There's something about embarrassment
that's, I've competed a lot in my life.
And I think the, if I'm too introspective,
the thing I'm most afraid of is being like humiliated,
I think.
Nobody cares about that.
Like you're the only person on the planet
that cares about you being humiliated.
Yeah, exactly.
So it can really useless thought.
It is.
It's like, you're all humiliated.
Something happened in a room full of people
and they walk out and they didn't think about it.
One more second.
Or maybe somebody told a funny story
to somebody else and they didn't care either.
And then it just pays to throw out, yeah.
Yeah.
No, I know it too.
I mean, I've been really embarrassed about shit
that nobody cared about myself.
Yeah.
It's a funny thing.
So the worst thing ultimately is just.
Yeah, but that's a cage and then you have to get out of it.
Like once you, here's the thing.
Once you find something like that,
you have to be determined to break it.
Because otherwise you'll just, you know,
so you accumulate that kind of junk
and then you die as a, you know, a mess.
So the goal, I guess it's like a cage within a cage.
I guess the goal is to die in the biggest possible cage.

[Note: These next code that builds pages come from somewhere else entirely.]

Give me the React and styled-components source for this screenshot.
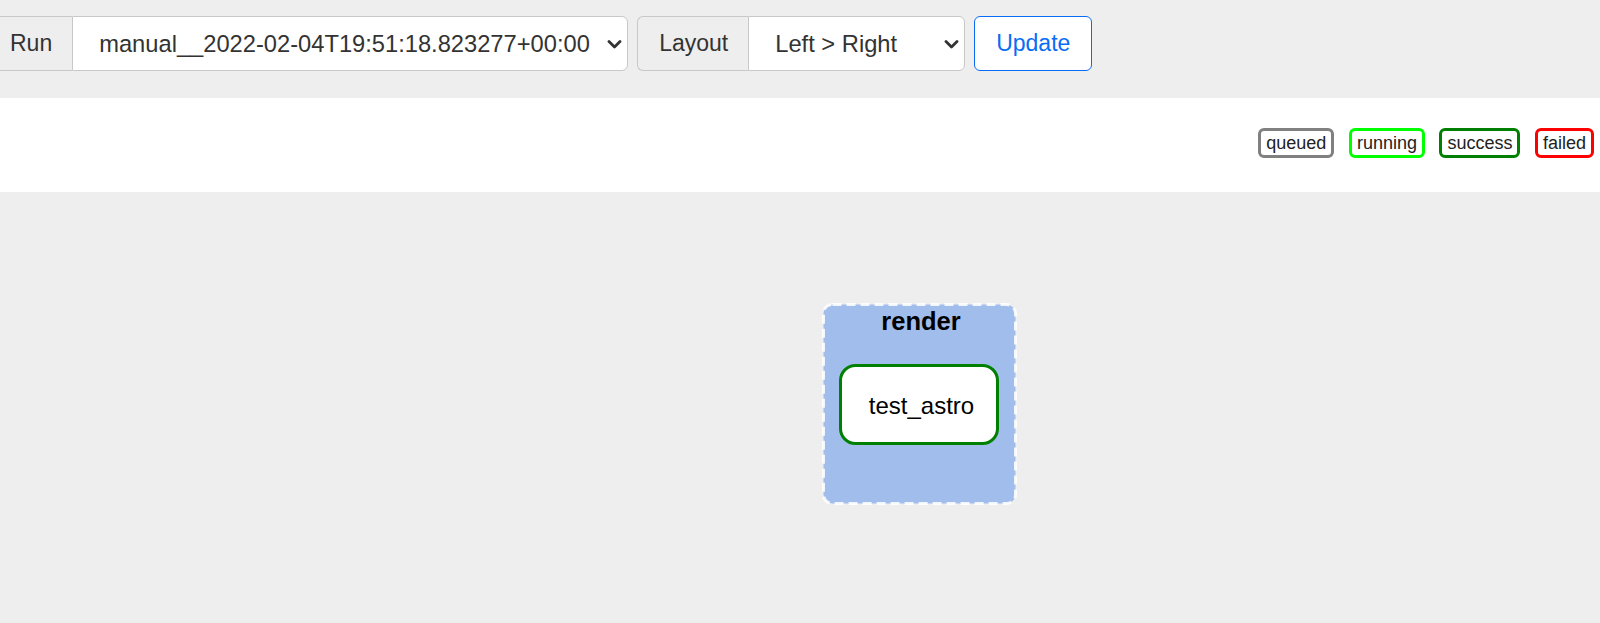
import styled, { createGlobalStyle } from 'styled-components';

const GlobalStyle = createGlobalStyle`
    html, body {
        margin: 0;
        padding: 0;
        background: #eeeeee;
        font-family: "Liberation Sans", Arial, Helvetica, sans-serif;
        overflow: hidden;
    }
`

const Page = styled.div`
    width: 1600px;
    height: 623px;
    display: flex;
    flex-direction: column;
`

const Toolbar = styled.form`
    display: flex;
    gap: 9px;
    margin: 16px 0 0 -12px;
    height: 55px;
`

const InputGroup = styled.div`
    display: flex;
    height: 100%;
`

const Addon = styled.span`
    display: flex;
    align-items: center;
    padding: 0 20px 0 21px;
    background: #eeeeee;
    color: #333;
    font-size: 23px;
    border: 1px solid #c8c8c8;
    border-right: 0;
    border-radius: 6px 0 0 6px;
`

const SelectWrap = styled.div`
    position: relative;
    width: ${props => props.width}px;
    height: 100%;
`

const Select = styled.select`
    appearance: none;
    -webkit-appearance: none;
    box-sizing: border-box;
    width: 100%;
    height: 100%;
    margin: 0;
    padding: 0 30px 0 26px;
    background: #fff;
    color: #333;
    font-family: inherit;
    font-size: 23.7px;
    border: 1px solid #c8c8c8;
    border-radius: 0 6px 6px 0;
    outline: none;
`

const Chevron = styled.svg`
    position: absolute;
    right: 6px;
    top: 50%;
    margin-top: -4px;
    width: 15px;
    height: 9px;
    pointer-events: none;
`

const UpdateButton = styled.button`
    box-sizing: border-box;
    width: 118px;
    height: 100%;
    background: #fff;
    color: #0a6cf5;
    font-family: inherit;
    font-size: 23px;
    border: 1px solid #0a6cf5;
    border-radius: 6px;
    cursor: pointer;
`

const LegendBand = styled.div`
    margin-top: 27px;
    height: 94px;
    background: #fff;
    display: flex;
    justify-content: flex-end;
    align-items: flex-start;
    gap: 14.5px;
    padding: 30px 6px 0 0;
    box-sizing: border-box;
`

const LegendItem = styled.span`
    box-sizing: border-box;
    height: 30px;
    display: flex;
    align-items: center;
    padding: 0 5px;
    font-size: 18px;
    color: #222;
    background: #fff;
    border: 3px solid ${props => props.color};
    border-radius: 6px;
`

const Canvas = styled.div`
    position: relative;
    flex: 1;
`

const Graph = styled.svg`
    display: block;
    width: 1600px;
    height: 431px;
    font-family: "Liberation Sans", Arial, Helvetica, sans-serif;
`

const ChevronIcon = () => (
    <Chevron viewBox="0 0 15 9">
        <polyline points="2,1.5 7.5,7 13,1.5" fill="none" stroke="#333" strokeWidth="2.8" strokeLinecap="round" strokeLinejoin="round" />
    </Chevron>
)

const states = [
    { name: 'queued', color: '#808080' },
    { name: 'running', color: '#00ff00' },
    { name: 'success', color: '#008000' },
    { name: 'failed', color: '#ff0000' },
]

const App = () => {
    return (
        <Page>
            <GlobalStyle />
            <Toolbar onSubmit={e => e.preventDefault()}>
                <InputGroup>
                    <Addon>Run</Addon>
                    <SelectWrap width={556}>
                        <Select defaultValue="manual__2022-02-04T19:51:18.823277+00:00">
                            <option>manual__2022-02-04T19:51:18.823277+00:00</option>
                        </Select>
                        <ChevronIcon />
                    </SelectWrap>
                </InputGroup>
                <InputGroup>
                    <Addon>Layout</Addon>
                    <SelectWrap width={217}>
                        <Select defaultValue="LR">
                            <option value="LR">Left &gt; Right</option>
                            <option value="TB">Top &gt; Bottom</option>
                        </Select>
                        <ChevronIcon />
                    </SelectWrap>
                </InputGroup>
                <UpdateButton type="submit">Update</UpdateButton>
            </Toolbar>

            <LegendBand>
                {states.map(s => (
                    <LegendItem key={s.name} color={s.color}>{s.name}</LegendItem>
                ))}
            </LegendBand>

            <Canvas>
                <Graph viewBox="0 0 1600 431">
                    {/* task group: render */}
                    <rect x="823.5" y="112.5" width="192" height="199" rx="9" ry="9"
                        fill="#a1bdec" stroke="#ffffff" strokeOpacity="0.85" strokeWidth="3" strokeDasharray="9 5" />
                    <text x="921" y="138" textAnchor="middle" fontSize="25.5" fontWeight="bold" fill="#000">render</text>

                    {/* task: test_astro */}
                    <rect x="840.5" y="173.5" width="157" height="78" rx="15" ry="15"
                        fill="#ffffff" stroke="#008000" strokeWidth="3" />
                    <text x="921.5" y="222" textAnchor="middle" fontSize="24" fill="#000">test_astro</text>
                </Graph>
            </Canvas>
        </Page>
    )
}

export default App;
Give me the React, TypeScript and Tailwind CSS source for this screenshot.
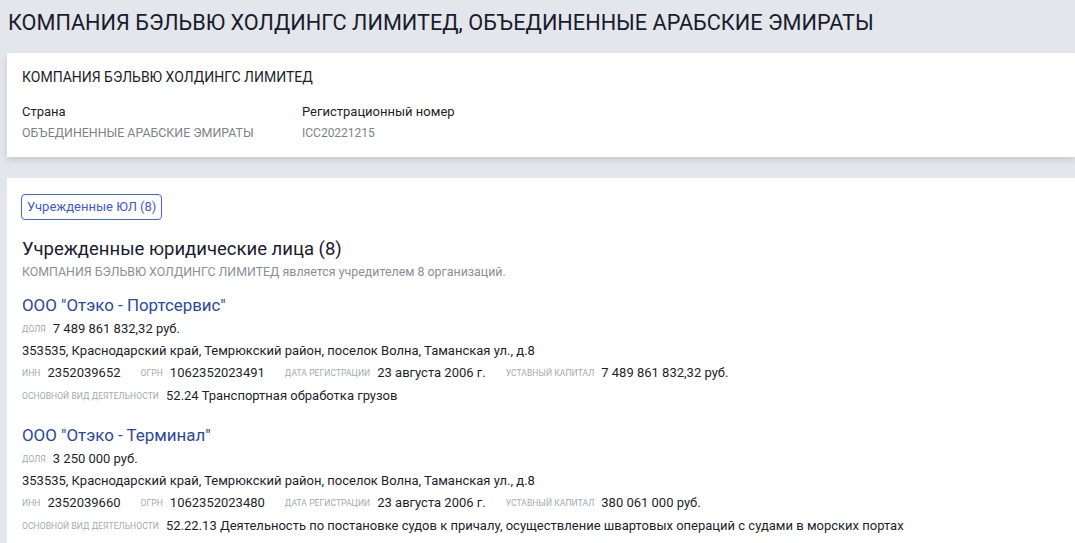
import * as React from "react";

type Company = {
  name: string;
  share: string;
  address: string;
  inn: string;
  ogrn: string;
  regDate: string;
  capital: string;
  activity: string;
};

const companies: Company[] = [
  {
    name: 'ООО "Отэко - Портсервис"',
    share: "7 489 861 832,32 руб.",
    address: "353535, Краснодарский край, Темрюкский район, поселок Волна, Таманская ул., д.8",
    inn: "2352039652",
    ogrn: "1062352023491",
    regDate: "23 августа 2006 г.",
    capital: "7 489 861 832,32 руб.",
    activity: "52.24 Транспортная обработка грузов",
  },
  {
    name: 'ООО "Отэко - Терминал"',
    share: "3 250 000 руб.",
    address: "353535, Краснодарский край, Темрюкский район, поселок Волна, Таманская ул., д.8",
    inn: "2352039660",
    ogrn: "1062352023480",
    regDate: "23 августа 2006 г.",
    capital: "380 061 000 руб.",
    activity:
      "52.22.13 Деятельность по постановке судов к причалу, осуществление швартовых операций с судами в морских портах",
  },
];

const Label = ({ children }: { children: React.ReactNode }) => (
  <span className="mr-[7px] text-[8.5px] uppercase tracking-[0.01em] text-[#a3a8b0]">{children}</span>
);

const Value = ({ children }: { children: React.ReactNode }) => (
  <span className="text-[13px] text-[#1c1f2b]">{children}</span>
);

const CompanyItem = ({ c }: { c: Company }) => (
  <div className="flex flex-col">
    <a className="h-[22px] text-[16.9px] leading-[22px] text-[#2b48a0]">{c.name}</a>
    <div className="mt-[2px] flex h-[22px] items-center">
      <Label>доля</Label>
      <Value>{c.share}</Value>
    </div>
    <div className="flex h-[22px] items-center">
      <Value>{c.address}</Value>
    </div>
    <div className="flex h-[22px] items-center gap-[20px]">
      <div className="flex items-center">
        <Label>ИНН</Label>
        <Value>{c.inn}</Value>
      </div>
      <div className="flex items-center">
        <Label>ОГРН</Label>
        <Value>{c.ogrn}</Value>
      </div>
      <div className="flex items-center">
        <Label>Дата регистрации</Label>
        <Value>{c.regDate}</Value>
      </div>
      <div className="flex items-center">
        <Label>Уставный капитал</Label>
        <Value>{c.capital}</Value>
      </div>
    </div>
    <div className="mt-[1px] flex h-[22px] items-center">
      <Label>Основной вид деятельности</Label>
      <Value>{c.activity}</Value>
    </div>
  </div>
);

export default function App() {
  return (
    <div
      className="min-h-screen overflow-hidden bg-[#e3e6ea] text-[#1c1f2b]"
      style={{ fontFamily: "Roboto, 'Noto Sans', sans-serif" }}
    >
      <h1 className="flex h-[53px] items-center px-[8px] pb-[6px] text-[21.7px] text-[#1a1b2e]">
        КОМПАНИЯ БЭЛЬВЮ ХОЛДИНГС ЛИМИТЕД, ОБЪЕДИНЕННЫЕ АРАБСКИЕ ЭМИРАТЫ
      </h1>

      <section className="ml-[7px] bg-white px-[15px] pb-[14px] pt-[14px] shadow-[0_3px_6px_rgba(0,0,0,0.12)]">
        <div className="h-[20px] text-[14px] leading-[20px]">КОМПАНИЯ БЭЛЬВЮ ХОЛДИНГС ЛИМИТЕД</div>
        <div className="mt-[15px] flex">
          <div className="w-[280px]">
            <div className="h-[20px] text-[13px] leading-[20px]">Страна</div>
            <div className="mt-[1px] h-[20px] text-[12.4px] leading-[20px] text-[#7d828a]">
              ОБЪЕДИНЕННЫЕ АРАБСКИЕ ЭМИРАТЫ
            </div>
          </div>
          <div>
            <div className="h-[20px] text-[13px] leading-[20px]">Регистрационный номер</div>
            <div className="mt-[1px] h-[20px] text-[12px] leading-[20px] text-[#7d828a]">ICC20221215</div>
          </div>
        </div>
      </section>

      <section className="ml-[7px] mt-[21px] bg-white px-[15px] pb-[20px] pt-[16px]">
        <button className="-ml-[1px] h-[26px] rounded-[4px] border border-[#4466e0] px-[5px] text-[13px] text-[#3d5bd6]">
          Учрежденные ЮЛ (8)
        </button>
        <h2 className="mt-[17px] h-[24px] text-[18.5px] leading-[24px] text-[#1a1b2e]">
          Учрежденные юридические лица (8)
        </h2>
        <p className="mt-[2px] h-[18px] text-[12.4px] leading-[18px] text-[#8a8f97]">
          КОМПАНИЯ БЭЛЬВЮ ХОЛДИНГС ЛИМИТЕД является учредителем 8 организаций.
        </p>
        <div className="mt-[13px] flex flex-col gap-[17px]">
          {companies.map((c) => (
            <CompanyItem key={c.inn} c={c} />
          ))}
        </div>
      </section>
    </div>
  );
}
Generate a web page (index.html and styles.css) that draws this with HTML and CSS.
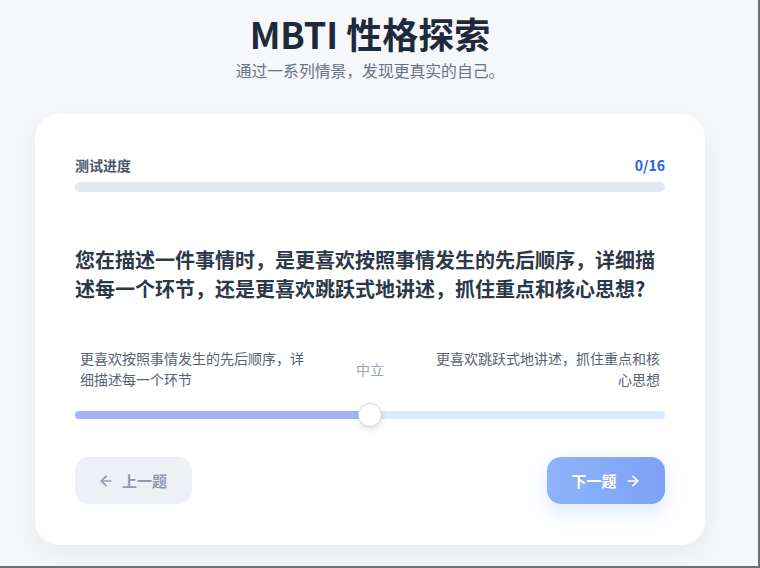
FILE: index.html
```html
<!DOCTYPE html>
<html lang="zh-CN">
<head>
<meta charset="UTF-8" />
<meta name="viewport" content="width=device-width, initial-scale=1" />
<title>MBTI 性格探索</title>
<link rel="stylesheet" href="styles.css">
</head>
<body>
<div class="screen">
    <div class="page">
        <h1 class="title">MBTI 性格探索</h1>
        <p class="subtitle">通过一系列情景，发现更真实的自己。</p>

        <div class="card">
            <div class="progress-head">
                <span>测试进度</span>
                <span class="count">0/16</span>
            </div>
            <div class="progress-bar"><div class="progress-fill" style="width: 0%"></div></div>

            <h2 class="question">您在描述一件事情时，是更喜欢按照事情发生的先后顺序，详细描述每一个环节，还是更喜欢跳跃式地讲述，抓住重点和核心思想?</h2>

            <div class="scale-labels">
                <span class="side left">更喜欢按照事情发生的先后顺序，详细描述每一个环节</span>
                <span class="middle">中立</span>
                <span class="side right">更喜欢跳跃式地讲述，抓住重点和核心思想</span>
            </div>

            <div class="slider">
                <div class="slider-fill" style="width: 50%"></div>
                <div class="slider-thumb" style="left: 50%"></div>
            </div>

            <div class="actions">
                <button class="btn prev">
                    <svg width="16" height="16" viewBox="0 0 24 24" fill="none" stroke="currentColor" stroke-width="2.6" stroke-linecap="round" stroke-linejoin="round"><path d="M19 12H5"/><path d="M12 19l-7-7 7-7"/></svg>
                    上一题
                </button>
                <button class="btn next">
                    下一题
                    <svg width="16" height="16" viewBox="0 0 24 24" fill="none" stroke="currentColor" stroke-width="2.6" stroke-linecap="round" stroke-linejoin="round"><path d="M5 12h14"/><path d="M12 5l7 7-7 7"/></svg>
                </button>
            </div>
        </div>
    </div>
</div>
</body>
</html>
```

FILE: styles.css
```css
body {
    margin: 0;
    font-family: "Noto Sans CJK SC", "Noto Sans", sans-serif;
}
.screen {
    width: 760px;
    height: 568px;
    box-sizing: border-box;
    border-right: 2px solid #6f7075;
    border-bottom: 2px solid #6f7075;
    background: #f5f7fa;
    overflow: hidden;
}
.page {
    width: 740px;
    text-align: center;
}
.title {
    margin: 11px 0 0;
    font-size: 36px;
    line-height: 44px;
    font-weight: 700;
    color: #1e293b;
}
.subtitle {
    margin: 5px 0 0;
    font-size: 15.8px;
    line-height: 22px;
    color: #64748b;
}
.card {
    margin: 32px 35px 0;
    padding: 40px 40px 41px;
    background: #fff;
    border-radius: 24px;
    box-shadow: 0 10px 30px rgba(15, 23, 42, 0.06);
    text-align: left;
}
.progress-head {
    display: flex;
    justify-content: space-between;
    font-size: 14px;
    line-height: 22px;
    font-weight: 600;
    color: #475569;
}
.progress-head .count {
    color: #2563eb;
    font-weight: 700;
}
.progress-bar {
    margin-top: 6px;
    height: 10px;
    border-radius: 5px;
    background: #e2e8f0;
    overflow: hidden;
}
.progress-fill {
    height: 100%;
    background: #3b82f6;
}
.question {
    margin: 54px 0 0;
    font-size: 20px;
    line-height: 28.5px;
    font-weight: 700;
    color: #2d3748;
}
.scale-labels {
    margin-top: 45px;
    display: flex;
    justify-content: space-between;
    align-items: center;
}
.side {
    flex: 0 0 40%;
    box-sizing: border-box;
    padding: 0 5px;
    font-size: 14px;
    line-height: 21px;
    color: #566176;
}
.side.right {
    text-align: right;
}
.middle {
    font-size: 14px;
    color: #94a3b8;
}
.slider {
    position: relative;
    margin-top: 21px;
    height: 8px;
    border-radius: 4px;
    background: #dbeafe;
}
.slider-fill {
    height: 100%;
    border-radius: 4px 0 0 4px;
    background: #a5b4f7;
}
.slider-thumb {
    position: absolute;
    top: 50%;
    width: 22px;
    height: 22px;
    margin: -12px 0 0 -12px;
    border-radius: 50%;
    background: #fff;
    border: 1px solid #d4d8de;
    box-shadow: 0 2px 6px rgba(0, 0, 0, 0.12);
}
.actions {
    margin-top: 38px;
    display: flex;
    justify-content: space-between;
}
.btn {
    display: flex;
    align-items: center;
    gap: 8px;
    height: 47px;
    padding: 0 23px;
    border: none;
    border-radius: 14px;
    font-family: inherit;
    font-size: 15px;
    font-weight: 700;
    cursor: pointer;
}
.btn.prev {
    width: 117px;
    background: #edf0f5;
    color: #8f9aae;
}
.btn.next {
    width: 118px;
    justify-content: center;
    background: linear-gradient(90deg, #8db4fa, #7ea1f5);
    color: #fff;
    box-shadow: 0 8px 20px rgba(59, 130, 246, 0.18);
}
```
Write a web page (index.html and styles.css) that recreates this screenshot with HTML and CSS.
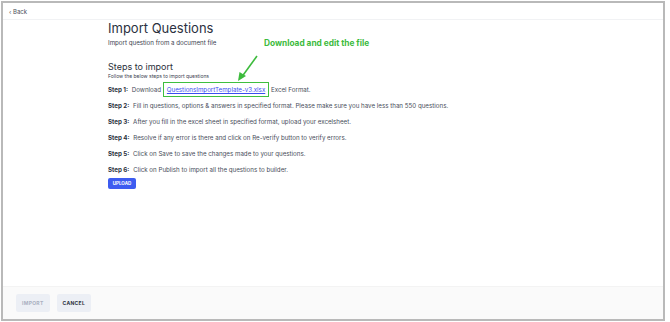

Well, ideally you'd have no cage.
Well.
You know, people do get enlightened.
I've got a few.
It's great.
You found a few?
There's a few out there?
I don't know.
Of course there are.
Either that or they have, you know,
it's a great sales pitch.
There's like enlightened people,
write books and do all kinds of stuff.
It's a good way to sell a book.
I'll give you that.
You've never met somebody you just thought,
they just kill me.
Like they just, like mental clarity, humor.
No, 100%, but I just feel like they're living
in a bigger cage.
They have their own.
You still think there's a cage?
There's still a cage.
You secretly suspect there's always a cage.
There's no, there's nothing outside the universe.
There's nothing outside the cage.
You work, you work, you work at a bunch of companies.
You led a lot of amazing teams.
I don't, I'm not sure if you've ever been like
at the early stages of a startup,
but do you have advice for somebody that wants to do a startup
or build a company, like build a strong team of engineers
that are passionate and just want to solve a big problem?
Like, is there a more specifically on that point?
Well, you have to be really good at stuff.
If you're going to lead and build a team,
you better be really interested in how people work and think.
The people or the solution to the problem.
So there's two things, right?
One is how people work and the other is the-
Actually, there's quite a few successful startups
that's really clear to the founders.
Don't know anything about people.
Like the idea was so powerful
that it propelled them.
But I suspect somewhere early,
they hired some people who understood people
because people really need a lot of care
and feeding the collaborate and work together
and feel engaged and work hard.
Like startups are all about out producing other people.
Like you're nimble because you don't have any legacy.
You don't have a bunch of people who are depressed
about life and just showing up.
So startups have a lot of advantages that way, you know?
Do you like the- Steve Jobs talked about this idea
of A players and B players?
I don't know if you know this formulation.
Yeah, no.
Organizations that get taken over by B player leaders
often really underperform their HRC players.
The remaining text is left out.